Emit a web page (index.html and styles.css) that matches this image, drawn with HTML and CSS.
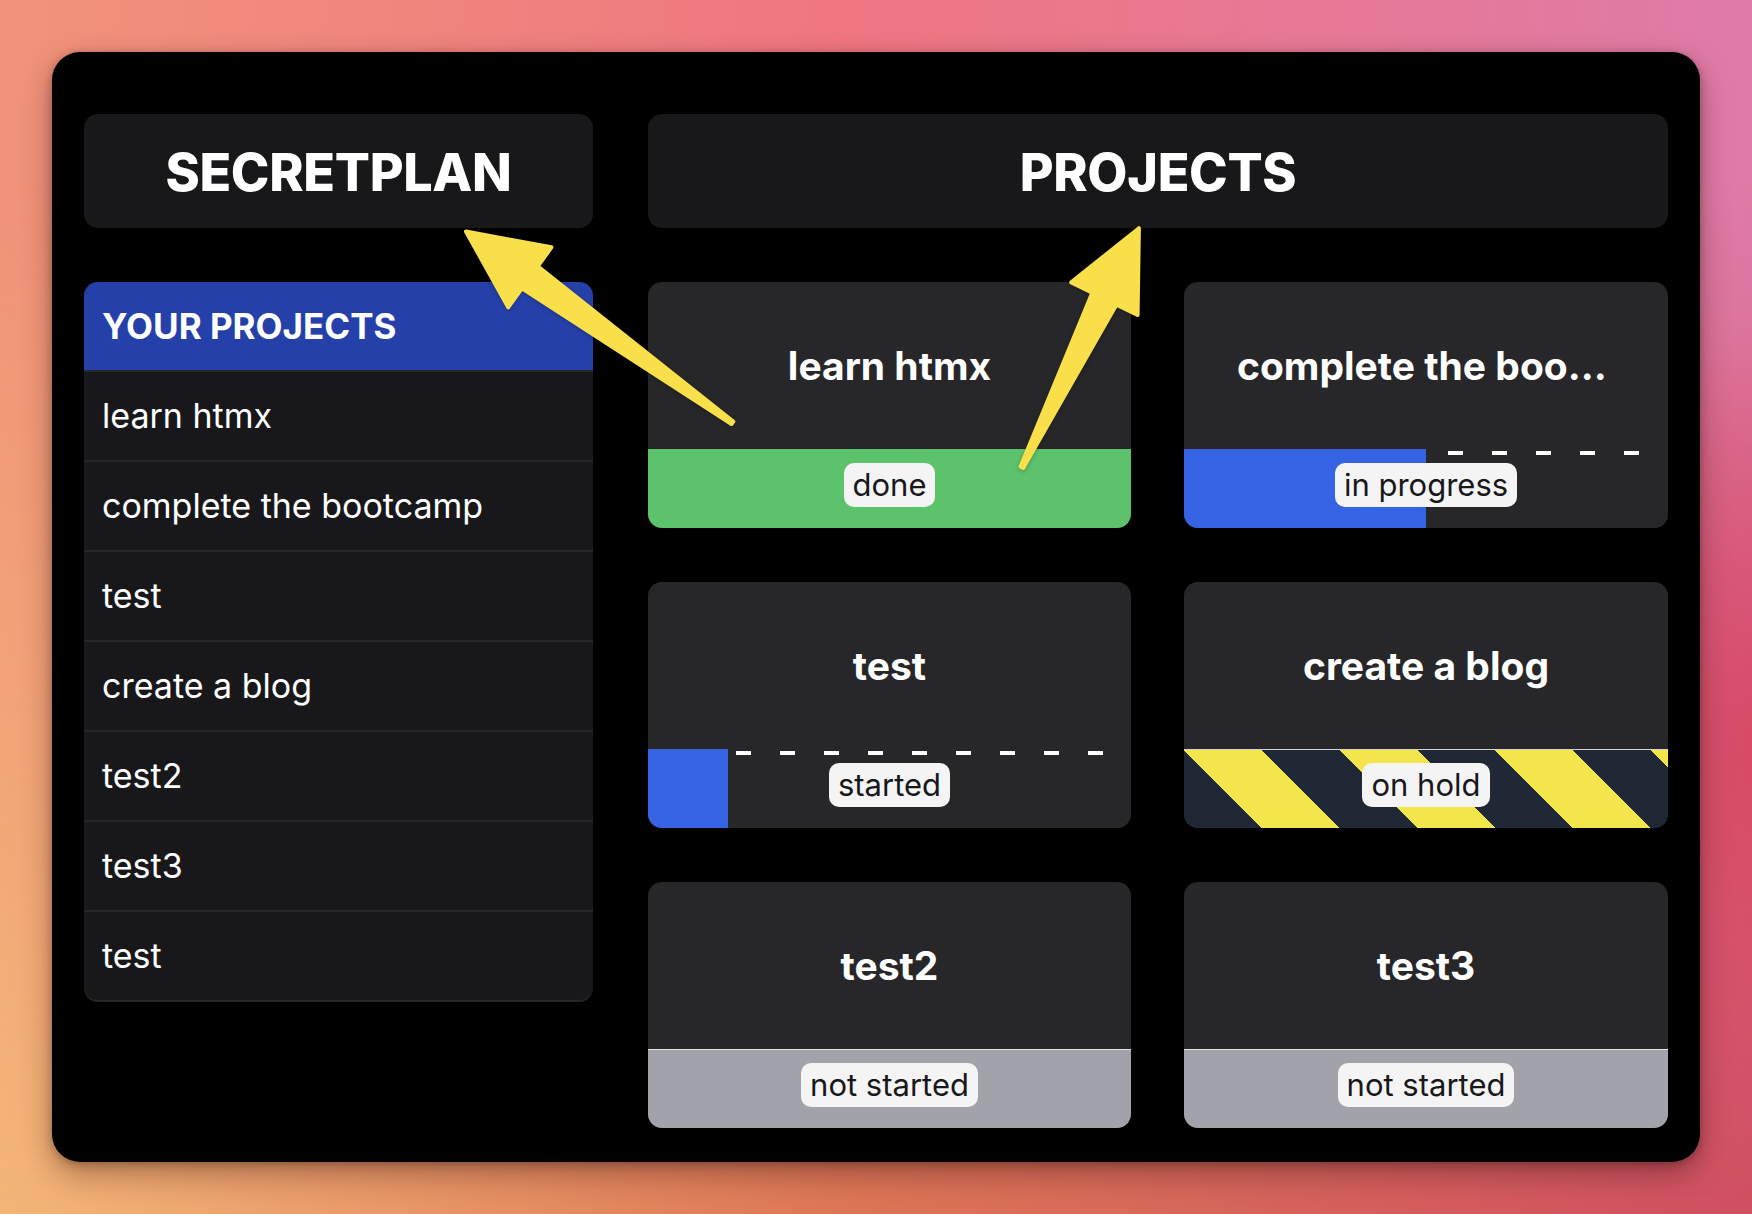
FILE: index.html
```html
<!DOCTYPE html>
<html lang="en">
<head>
<meta charset="utf-8">
<title>SecretPlan</title>
<link rel="stylesheet" href="styles.css">
</head>
<body>
<div class="window">
  <aside class="sidebar">
    <header class="brand"><h1>SECRETPLAN</h1></header>
    <nav class="plist">
      <div class="plist-head">YOUR PROJECTS</div>
      <ul>
        <li>learn htmx</li>
        <li>complete the bootcamp</li>
        <li>test</li>
        <li>create a blog</li>
        <li>test2</li>
        <li>test3</li>
        <li>test</li>
      </ul>
    </nav>
  </aside>
  <main class="main">
    <header class="brand"><h1>PROJECTS</h1></header>
    <section class="cards">
      <article class="card">
        <div class="card-title">learn htmx</div>
        <div class="status s-done"><span class="badge">done</span></div>
      </article>
      <article class="card">
        <div class="card-title">complete the bootcamp</div>
        <div class="status s-progress" style="--p:50%"><span class="badge">in progress</span></div>
      </article>
      <article class="card">
        <div class="card-title">test</div>
        <div class="status s-progress" style="--p:16.6%"><span class="badge">started</span></div>
      </article>
      <article class="card">
        <div class="card-title">create a blog</div>
        <div class="status s-hold"><span class="badge">on hold</span></div>
      </article>
      <article class="card">
        <div class="card-title">test2</div>
        <div class="status s-none"><span class="badge">not started</span></div>
      </article>
      <article class="card">
        <div class="card-title">test3</div>
        <div class="status s-none"><span class="badge">not started</span></div>
      </article>
    </section>
  </main>
</div>
<svg class="annot" width="1752" height="1214" viewBox="0 0 1752 1214" aria-hidden="true">
  <polygon class="arrow" points="466,231.5 551.4,247.3 537.7,266.3 733.3,421.6 731.5,424 521.9,288.3 508.2,307.3"/>
  <polygon class="arrow" points="1138.9,228.2 1137.6,315 1116.5,304.6 1023.2,467.9 1020.6,466.5 1092.3,292.8 1071.2,282.4"/>
</svg>
</body>
</html>
```
FILE: styles.css
```css
html, body {
  margin: 0;
  padding: 0;
}

body {
  width: 1752px;
  height: 1214px;
  overflow: hidden;
  position: relative;
  font-family: Inter, "Noto Sans", "Liberation Sans", sans-serif;
  background: linear-gradient(90deg, #f1937a 0%, #ef7681 48%, #df7ba8 100%);
}

body::before {
  content: "";
  position: absolute;
  inset: 0;
  background: linear-gradient(90deg, #f3b677 0%, #dc7655 48%, #cf4f60 100%);
  -webkit-mask-image: linear-gradient(to bottom, transparent 0%, transparent 15%, #000 100%);
  mask-image: linear-gradient(to bottom, transparent 0%, transparent 15%, #000 100%);
}

body::after {
  content: "";
  position: absolute;
  inset: 0;
  background: radial-gradient(ellipse 180px 420px at 100% 62%, rgba(216, 70, 100, 0.9), rgba(216, 70, 100, 0));
}

.window {
  position: relative;
  z-index: 1;
  margin: 52px 0 0 52px;
  width: 1648px;
  height: 1110px;
  box-sizing: border-box;
  padding: 62px 32px 34px 32px;
  background: #000;
  border-radius: 28px;
  display: grid;
  grid-template-columns: 509px 1020px;
  column-gap: 55px;
  align-items: start;
  box-shadow: 0 12px 30px rgba(40, 10, 10, 0.35), 0 2px 8px rgba(0, 0, 0, 0.25);
}

.sidebar,
.main {
  display: flex;
  flex-direction: column;
  gap: 54px;
}

.brand {
  height: 114px;
  background: #18181b;
  border-radius: 14px;
  display: flex;
  align-items: center;
  justify-content: center;
}

.brand h1 {
  margin: 0;
  padding-top: 4px;
  color: #fff;
  font-size: 52px;
  font-weight: 800;
  line-height: 1.2;
  letter-spacing: -0.3px;
}

.plist {
  background: #18181b;
  border-radius: 14px;
  overflow: hidden;
  border-bottom: 2px solid #27272a;
}

.plist-head {
  background: #2541a9;
  color: #fff;
  font-size: 35px;
  font-weight: 700;
  line-height: 42px;
  padding: 23px 18px;
}

.plist ul {
  list-style: none;
  margin: 0;
  padding: 0;
}

.plist li {
  border-top: 2px solid #27272a;
  color: #fff;
  font-size: 34px;
  line-height: 42px;
  padding: 23px 18px;
}

.cards {
  display: grid;
  grid-template-columns: 483px 484px;
  grid-auto-rows: 246px;
  column-gap: 53px;
  row-gap: 54px;
}

.card {
  background: #27272a;
  border-radius: 14px;
  overflow: hidden;
  display: flex;
  flex-direction: column;
}

.card-title {
  height: 167px;
  line-height: 167px;
  padding: 0 53px;
  color: #fff;
  font-size: 39px;
  font-weight: 700;
  text-align: center;
  white-space: nowrap;
  overflow: hidden;
  text-overflow: ellipsis;
}

.status {
  flex: 1;
  box-sizing: border-box;
  padding-top: 14px;
  display: flex;
  justify-content: center;
  align-items: flex-start;
}

.badge {
  background: #f4f4f5;
  color: #18181b;
  font-size: 31px;
  line-height: 38px;
  padding: 3px 9px;
  border-radius: 10px;
}

.s-done {
  background: #5cc26b;
}

.s-progress {
  background:
    linear-gradient(#3563e3, #3563e3) 0 0 / var(--p) 100% no-repeat,
    repeating-linear-gradient(90deg, #fff 0 15px, transparent 15px 44px) 0 2px / 100% 4px no-repeat,
    #27272a;
}

.s-hold {
  background: repeating-linear-gradient(45deg, #202836 0 55px, #f3e64c 55px 110px);
  box-shadow: inset 0 1px 0 #d4d4d8;
}

.s-none {
  background: #a2a2aa;
  box-shadow: inset 0 1px 0 #e4e4e7;
}

.annot {
  position: absolute;
  left: 0;
  top: 0;
  z-index: 2;
  pointer-events: none;
  filter: drop-shadow(0 1px 2px rgba(0, 0, 0, 0.25));
}

.arrow {
  fill: #f9e04b;
  stroke: #f9e04b;
  stroke-width: 4;
  stroke-linejoin: round;
}
```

******************************

Given request
Using the data above, print every line exactly, omitting pictures.

Final result
Emit a web page (index.html and styles.css) that matches this image, drawn with HTML and CSS.
FILE: index.html
```html
<!DOCTYPE html>
<html lang="en">
<head>
<meta charset="utf-8">
<title>SecretPlan</title>
<link rel="stylesheet" href="styles.css">
</head>
<body>
<div class="window">
  <aside class="sidebar">
    <header class="brand"><h1>SECRETPLAN</h1></header>
    <nav class="plist">
      <div class="plist-head">YOUR PROJECTS</div>
      <ul>
        <li>learn htmx</li>
        <li>complete the bootcamp</li>
        <li>test</li>
        <li>create a blog</li>
        <li>test2</li>
        <li>test3</li>
        <li>test</li>
      </ul>
    </nav>
  </aside>
  <main class="main">
    <header class="brand"><h1>PROJECTS</h1></header>
    <section class="cards">
      <article class="card">
        <div class="card-title">learn htmx</div>
        <div class="status s-done"><span class="badge">done</span></div>
      </article>
      <article class="card">
        <div class="card-title">complete the bootcamp</div>
        <div class="status s-progress" style="--p:50%"><span class="badge">in progress</span></div>
      </article>
      <article class="card">
        <div class="card-title">test</div>
        <div class="status s-progress" style="--p:16.6%"><span class="badge">started</span></div>
      </article>
      <article class="card">
        <div class="card-title">create a blog</div>
        <div class="status s-hold"><span class="badge">on hold</span></div>
      </article>
      <article class="card">
        <div class="card-title">test2</div>
        <div class="status s-none"><span class="badge">not started</span></div>
      </article>
      <article class="card">
        <div class="card-title">test3</div>
        <div class="status s-none"><span class="badge">not started</span></div>
      </article>
    </section>
  </main>
</div>
<svg class="annot" width="1752" height="1214" viewBox="0 0 1752 1214" aria-hidden="true">
  <polygon class="arrow" points="466,231.5 551.4,247.3 537.7,266.3 733.3,421.6 731.5,424 521.9,288.3 508.2,307.3"/>
  <polygon class="arrow" points="1138.9,228.2 1137.6,315 1116.5,304.6 1023.2,467.9 1020.6,466.5 1092.3,292.8 1071.2,282.4"/>
</svg>
</body>
</html>
```
FILE: styles.css
```css
html, body {
  margin: 0;
  padding: 0;
}

body {
  width: 1752px;
  height: 1214px;
  overflow: hidden;
  position: relative;
  font-family: Inter, "Noto Sans", "Liberation Sans", sans-serif;
  background: linear-gradient(90deg, #f1937a 0%, #ef7681 48%, #df7ba8 100%);
}

body::before {
  content: "";
  position: absolute;
  inset: 0;
  background: linear-gradient(90deg, #f3b677 0%, #dc7655 48%, #cf4f60 100%);
  -webkit-mask-image: linear-gradient(to bottom, transparent 0%, transparent 15%, #000 100%);
  mask-image: linear-gradient(to bottom, transparent 0%, transparent 15%, #000 100%);
}

body::after {
  content: "";
  position: absolute;
  inset: 0;
  background: radial-gradient(ellipse 180px 420px at 100% 62%, rgba(216, 70, 100, 0.9), rgba(216, 70, 100, 0));
}

.window {
  position: relative;
  z-index: 1;
  margin: 52px 0 0 52px;
  width: 1648px;
  height: 1110px;
  box-sizing: border-box;
  padding: 62px 32px 34px 32px;
  background: #000;
  border-radius: 28px;
  display: grid;
  grid-template-columns: 509px 1020px;
  column-gap: 55px;
  align-items: start;
  box-shadow: 0 12px 30px rgba(40, 10, 10, 0.35), 0 2px 8px rgba(0, 0, 0, 0.25);
}

.sidebar,
.main {
  display: flex;
  flex-direction: column;
  gap: 54px;
}

.brand {
  height: 114px;
  background: #18181b;
  border-radius: 14px;
  display: flex;
  align-items: center;
  justify-content: center;
}

.brand h1 {
  margin: 0;
  padding-top: 4px;
  color: #fff;
  font-size: 52px;
  font-weight: 800;
  line-height: 1.2;
  letter-spacing: -0.3px;
}

.plist {
  background: #18181b;
  border-radius: 14px;
  overflow: hidden;
  border-bottom: 2px solid #27272a;
}

.plist-head {
  background: #2541a9;
  color: #fff;
  font-size: 35px;
  font-weight: 700;
  line-height: 42px;
  padding: 23px 18px;
}

.plist ul {
  list-style: none;
  margin: 0;
  padding: 0;
}

.plist li {
  border-top: 2px solid #27272a;
  color: #fff;
  font-size: 34px;
  line-height: 42px;
  padding: 23px 18px;
}

.cards {
  display: grid;
  grid-template-columns: 483px 484px;
  grid-auto-rows: 246px;
  column-gap: 53px;
  row-gap: 54px;
}

.card {
  background: #27272a;
  border-radius: 14px;
  overflow: hidden;
  display: flex;
  flex-direction: column;
}

.card-title {
  height: 167px;
  line-height: 167px;
  padding: 0 53px;
  color: #fff;
  font-size: 39px;
  font-weight: 700;
  text-align: center;
  white-space: nowrap;
  overflow: hidden;
  text-overflow: ellipsis;
}

.status {
  flex: 1;
  box-sizing: border-box;
  padding-top: 14px;
  display: flex;
  justify-content: center;
  align-items: flex-start;
}

.badge {
  background: #f4f4f5;
  color: #18181b;
  font-size: 31px;
  line-height: 38px;
  padding: 3px 9px;
  border-radius: 10px;
}

.s-done {
  background: #5cc26b;
}

.s-progress {
  background:
    linear-gradient(#3563e3, #3563e3) 0 0 / var(--p) 100% no-repeat,
    repeating-linear-gradient(90deg, #fff 0 15px, transparent 15px 44px) 0 2px / 100% 4px no-repeat,
    #27272a;
}

.s-hold {
  background: repeating-linear-gradient(45deg, #202836 0 55px, #f3e64c 55px 110px);
  box-shadow: inset 0 1px 0 #d4d4d8;
}

.s-none {
  background: #a2a2aa;
  box-shadow: inset 0 1px 0 #e4e4e7;
}

.annot {
  position: absolute;
  left: 0;
  top: 0;
  z-index: 2;
  pointer-events: none;
  filter: drop-shadow(0 1px 2px rgba(0, 0, 0, 0.25));
}

.arrow {
  fill: #f9e04b;
  stroke: #f9e04b;
  stroke-width: 4;
  stroke-linejoin: round;
}
```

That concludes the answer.